To horde wealth is quite irrational and indicative of mental or personality disorders, or at least sever intellectual derangement (“God wants me to have this money to show that I am good.”) Really, massive wealth accumulation is a childish fantasy, and society should be organized to prevent it, at least beyond what’s necessary for some minimally efficient allocation of capital.
That is interesting. I’ve brought up The Science of Storytelling by Will Storr a few times. Despite the title, it isn’t all that sciencey but I still found it a compelling point of view for understanding behavior. There are several references to Behave in Science of. I may impulse buy the kindle version later tonight.

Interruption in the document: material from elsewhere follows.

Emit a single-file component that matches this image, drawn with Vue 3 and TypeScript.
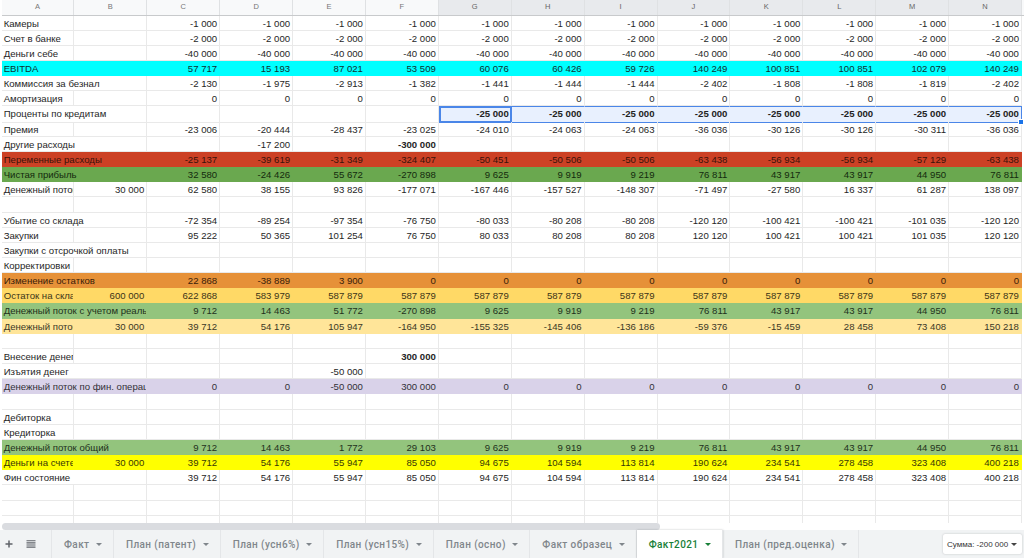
<script setup lang="ts">
type Row = { a: string; b?: string; v?: string[]; tone?: string; bold?: boolean; span?: boolean; sel?: boolean };
const letters = ['A','B','C','D','E','F','G','H','I','J','K','L','M','N'];
const same = (s: string) => Array(12).fill(s);
const zeros = (...first: string[]) => [...first, ...Array(12 - first.length).fill('0')];
const fin = ['39 712','54 176','55 947','85 050','94 675','104 594','113 814','190 624','234 541','278 458','323 408','400 218'];
const rows: Row[] = [
  { a: 'Камеры', v: same('-1 000') },
  { a: 'Счет в банке', v: same('-2 000') },
  { a: 'Деньги себе', v: same('-40 000') },
  { a: 'EBITDA', tone: 'cyan', v: ['57 717','15 193','87 021','53 509','60 076','60 426','59 726','140 249','100 851','100 851','102 079','140 249'] },
  { a: 'Коммиссия за безнал', span: true, v: ['-2 130','-1 975','-2 913','-1 382','-1 441','-1 444','-1 444','-2 402','-1 808','-1 808','-1 819','-2 402'] },
  { a: 'Амортизация', v: same('0') },
  { a: 'Проценты по кредитам', span: true, sel: true, v: ['','','','',...Array(8).fill('-25 000')] },
  { a: 'Премия', v: ['-23 006','-20 444','-28 437','-23 025','-24 010','-24 063','-24 063','-36 036','-30 126','-30 126','-30 311','-36 036'] },
  { a: 'Другие расходы', span: true, v: ['','-17 200','','*-300 000'] },
  { a: 'Переменные расходы', span: true, tone: 'red', v: ['-25 137','-39 619','-31 349','-324 407','-50 451','-50 506','-50 506','-63 438','-56 934','-56 934','-57 129','-63 438'] },
  { a: 'Чистая прибыль', span: true, tone: 'green', v: ['32 580','-24 426','55 672','-270 898','9 625','9 919','9 219','76 811','43 917','43 917','44 950','76 811'] },
  { a: 'Денежный поток', b: '30 000', v: ['62 580','38 155','93 826','-177 071','-167 446','-157 527','-148 307','-71 497','-27 580','16 337','61 287','138 097'] },
  { a: '' },
  { a: 'Убытие со склада', span: true, v: ['-72 354','-89 254','-97 354','-76 750','-80 033','-80 208','-80 208','-120 120','-100 421','-100 421','-101 035','-120 120'] },
  { a: 'Закупки', v: ['95 222','50 365','101 254','76 750','80 033','80 208','80 208','120 120','100 421','100 421','101 035','120 120'] },
  { a: 'Закупки с отсрочкой оплаты', span: true },
  { a: 'Корректировки' },
  { a: 'Изменение остатков', span: true, tone: 'orange', v: zeros('22 868','-38 889','3 900') },
  { a: 'Остаток на складе', b: '600 000', tone: 'amber', v: ['622 868','583 979',...Array(10).fill('587 879')] },
  { a: 'Денежный поток с учетом реальных', span: true, tone: 'sage', v: ['9 712','14 463','51 772','-270 898','9 625','9 919','9 219','76 811','43 917','43 917','44 950','76 811'] },
  { a: 'Денежный поток', b: '30 000', tone: 'cream', v: ['39 712','54 176','105 947','-164 950','-155 325','-145 406','-136 186','-59 376','-15 459','28 458','73 408','150 218'] },
  { a: '' },
  { a: 'Внесение денег', v: ['','','','*300 000'] },
  { a: 'Изъятия денег', span: true, v: ['','','-50 000'] },
  { a: 'Денежный поток по фин. операциям', span: true, tone: 'lilac', v: ['0','0','-50 000','300 000',...Array(8).fill('0')] },
  { a: '' },
  { a: 'Дебиторка' },
  { a: 'Кредиторка' },
  { a: 'Денежный поток общий', span: true, tone: 'sage', v: ['9 712','14 463','1 772','29 103','9 625','9 919','9 219','76 811','43 917','43 917','44 950','76 811'] },
  { a: 'Деньги на счете', b: '30 000', tone: 'yellow', v: fin },
  { a: 'Фин состояние', span: true, v: fin },
  { a: '' },
  { a: '' },
  { a: '' },
];
const cell = (r: Row, i: number) => (r.v?.[i] ?? '').replace('*', '');
const isBold = (r: Row, i: number) => r.sel || (r.v?.[i] ?? '').startsWith('*');
const tabs = ['Факт','План (патент)','План (усн6%)','План (усн15%)','План (осно)','Факт образец','Факт2021','План (пред.оценка)'];
</script>

<template>
  <div class="app">
    <div class="sheet">
      <div class="head">
        <div v-for="(l, i) in letters" :key="l" class="hcell" :class="{ active: i >= 6 }">{{ l }}</div>
      </div>
      <div class="body">
        <div v-for="(r, n) in rows" :key="n" class="row" :class="r.tone">
          <div class="cell label" :class="{ wide: r.span }">{{ r.a }}</div>
          <div v-if="!r.span" class="cell num">{{ r.b }}</div>
          <div
            v-for="i in 12"
            :key="i"
            class="cell num"
            :class="{ bold: isBold(r, i - 1), sel: r.sel && i >= 5, first: r.sel && i === 5, last: r.sel && i === 12 }"
          >{{ cell(r, i - 1) }}</div>
        </div>
      </div>
    </div>
    <div class="scroll"><div class="thumb"></div></div>
    <div class="tabbar">
      <div class="tools">
        <svg width="10" height="10" viewBox="0 0 10 10"><path d="M5 1.5v7M1.5 5h7" stroke="#5f6368" stroke-width="1.5" fill="none"/></svg>
        <svg width="10" height="9" viewBox="0 0 10 9"><path d="M.5 .75h9M.5 2.9h9M.5 5h9M.5 7.2h9" stroke="#5f6368" stroke-width="1.2" fill="none"/></svg>
      </div>
      <div v-for="t in tabs" :key="t" class="tab" :class="{ on: t === 'Факт2021' }">
        <span>{{ t }}</span><i class="arrow"></i>
      </div>
      <div class="sum"><span>Сумма: -200 000</span><i class="arrow dark"></i></div>
    </div>
  </div>
</template>

<style>
html, body { margin: 0; padding: 0; background: #fff; }
</style>

<style scoped>
.app {
  width: 1024px;
  height: 558px;
  overflow: hidden;
  display: flex;
  flex-direction: column;
  font-family: "Liberation Sans", Arial, sans-serif;
  background: #fff;
}
.sheet { height: 523px; overflow: hidden; padding-left: 1.5px; flex: none; }
.head, .row {
  display: grid;
  grid-template-columns: repeat(14, 72.9px);
}
.head { height: 15.5px; background: #f8f9fa; border-bottom: 1px solid #c8cacc; box-sizing: border-box; }
.hcell {
  font-size: 7.5px;
  color: #777;
  text-align: center;
  line-height: 14px;
  border-right: 1px solid #dfe1e3;
  box-sizing: border-box;
}
.hcell.active { background: #e8eaed; color: #666; }
.row { height: 15.17px; }
.cell {
  box-sizing: border-box;
  border-right: 1px solid #e9e9e9;
  border-bottom: 1px solid #e9e9e9;
  font-size: 9.6px;
  line-height: 16px;
  padding: 0 2px;
  color: #262626;
  overflow: hidden;
  white-space: nowrap;
}
.label { padding-left: 2.2px; }
.wide { grid-column: span 2; }
.num { text-align: right; }
.bold { font-weight: 700; }
.sel { background: #e8f0fe; border-top: 1px solid #4a86e8; border-bottom: 1px solid #4a86e8; border-right-color: transparent; line-height: 14.4px; color: #222; }
.first { border: 2px solid #4a86e8; line-height: 12.4px; padding-right: 1px; }
.last { border-right: 1px solid #4a86e8; position: relative; overflow: visible; }
.last::after {
  content: '';
  position: absolute;
  right: -3px;
  bottom: -3px;
  width: 4px;
  height: 4px;
  background: #1a73e8;
  border: 0.5px solid #fff;
}
.cyan .cell { background: #00ffff; border-color: #00ffff; color: #0f3030; }
.red .cell { background: #cc4125; border-color: #cc4125; color: #3a120a; }
.green .cell { background: #6aa84f; border-color: #6aa84f; color: #142a0e; }
.orange .cell { background: #e69138; border-color: #e69138; color: #38200a; }
.amber .cell { background: #ffd966; border-color: #ffd966; color: #3c3418; }
.sage .cell { background: #93c47d; border-color: #93c47d; color: #22301c; }
.cream .cell { background: #ffe599; border-color: #ffe599; color: #3c3826; }
.lilac .cell { background: #d9d2e9; border-color: #d9d2e9; color: #333138; }
.yellow .cell { background: #ffff00; border-color: #ffff00; color: #383806; }
.scroll { height: 7px; padding: 0 0 0 2px; background: #fff; flex: none; }
.thumb { width: 658px; height: 7px; background: #dadce0; border-radius: 4px; }
.tabbar {
  flex: 1;
  display: flex;
  align-items: stretch;
  background: #f1f3f4;
  font-family: Roboto, "Liberation Sans", sans-serif;
  font-weight: 500;
  font-size: 10px;
  letter-spacing: 0.4px;
  color: #80868b;
}
.tools {
  width: 52px;
  flex: none;
  display: flex;
  align-items: center;
  gap: 12.5px;
  padding-left: 3.7px;
  box-sizing: border-box;
  border-right: 1px solid #e4e6e8;
}
.tab {
  display: flex;
  align-items: center;
  gap: 6.5px;
  padding: 0 11px 0 12px;
  border-right: 1px solid #e4e6e8;
  white-space: nowrap;
}
.tab.on { background: #fff; color: #188038; box-shadow: 0 0 2px rgba(60,64,67,.3); }
.tab.on .arrow { border-top-color: #188038; }
.arrow {
  display: inline-block;
  width: 0;
  height: 0;
  border-left: 3px solid transparent;
  border-right: 3px solid transparent;
  border-top: 3px solid #80868b;
}
.arrow.dark { border-top-color: #444; }
.sum {
  margin: 4px 2px 4px auto;
  padding: 0 5px 0 4px;
  width: 79px;
  box-sizing: border-box;
  display: flex;
  align-items: center;
  justify-content: space-between;
  background: #fff;
  border-radius: 2px;
  box-shadow: 0 0 2px rgba(60,64,67,.3);
  font-family: "Liberation Sans", sans-serif;
  font-weight: 400;
  font-size: 8px;
  letter-spacing: 0;
  color: #333;
}
</style>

My libraries (Long Beach and Los Angeles) both have it available on ebook and audiobook.
Thanks! I just checked out the e-book from the SLC library. Trouble is it’s a long book and my focus sucks so I’ll probably end up buying it if I want to finish it without having to renew like 10 times.
I’m not sure I like audio books but have been listening to it on Audible trial while walking my dog and things like I normally do with podcasts. It’s still mostly introductory stuff but this is the book I was talking about. Recommended as hilarious from the I Don’t Even Have a Television Podcast
https://www.amazon.com/Libertarian-Walks-Into-Bear-Liberate-ebook/dp/B083J1FXY8
It’s incredible hubris to think you can figure out the human brain before we’ve even solved 1% of fish or worm brains.
aren’t worm brains like 600 neurons or something?
320 for c elegans. Flashing Neurons in Worms Reveal How the Brain Generates Behavior | UC San Francisco.
Leeches have 10k, so kinda goes to which worm you mean.
Interesting wiki:
I hope you all are enjoying some Beethoven today.
Good thing that saint is already dead or he would be in a world of hurt.
I don’t know a lot about it, but I was under the impression that the Gates Foundation does a massive amount of objectively good work. Is that not true?